● **Recorded information**
════════════════

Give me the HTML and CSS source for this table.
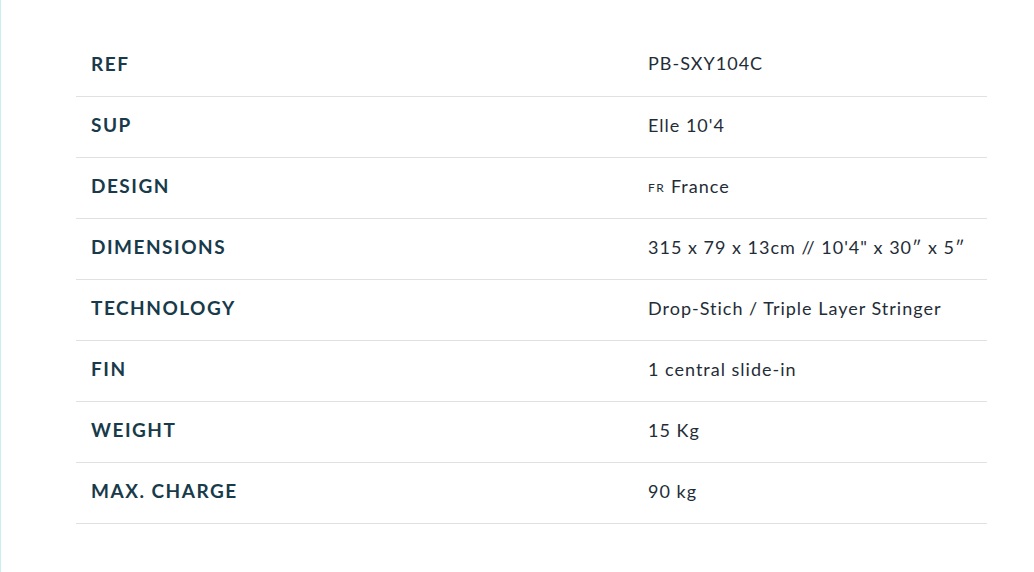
FILE: index.html
```html
<!DOCTYPE html>
<html lang="en">
<head>
<meta charset="utf-8">
<title>Specs</title>
<link rel="stylesheet" href="styles.css">
</head>
<body>
<div class="page">
  <table class="specs">
    <tbody>
      <tr><th>REF</th><td>PB-SXY104C</td></tr>
      <tr><th>SUP</th><td>Elle 10'4</td></tr>
      <tr><th>DESIGN</th><td><span class="flag">FR</span> France</td></tr>
      <tr><th>DIMENSIONS</th><td>315 x 79 x 13cm // 10'4" x 30″ x 5″</td></tr>
      <tr><th>TECHNOLOGY</th><td>Drop-Stich / Triple Layer Stringer</td></tr>
      <tr><th>FIN</th><td>1 central slide-in</td></tr>
      <tr><th>WEIGHT</th><td>15 Kg</td></tr>
      <tr><th>MAX. CHARGE</th><td>90 kg</td></tr>
    </tbody>
  </table>
</div>
</body>
</html>
```
FILE: styles.css
```css
html, body {
  margin: 0;
  padding: 0;
  background: #ffffff;
}
body {
  border-left: 1px solid #cdeef0;
  min-height: 572px;
  box-sizing: border-box;
}
.page {
  padding: 35px 0 0 75px;
}
.specs {
  width: 911px;
  border-collapse: collapse;
  table-layout: fixed;
  font-family: "Lato", "Liberation Sans", sans-serif;
}
.specs tr {
  border-bottom: 1px solid #e1e1e4;
  height: 61px;
}
.specs th {
  text-align: left;
  width: 527px;
  padding: 0 15px 4px;
  font-size: 19px;
  font-weight: 700;
  color: #183a4a;
  letter-spacing: 1.5px;
  vertical-align: middle;
  white-space: nowrap;
}
.specs td {
  padding: 0 15px 4px;
  font-size: 18px;
  color: #1f2d38;
  letter-spacing: 1px;
  vertical-align: middle;
  white-space: nowrap;
}
.flag {
  font-size: 12px;
  letter-spacing: 1.5px;
  vertical-align: 1px;
}
```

════════════════

● **Exercise directions**
Each line that has the word "table" should be copied.

● **The output**
Give me the HTML and CSS source for this table.
  <table class="specs">
  </table>
  table-layout: fixed;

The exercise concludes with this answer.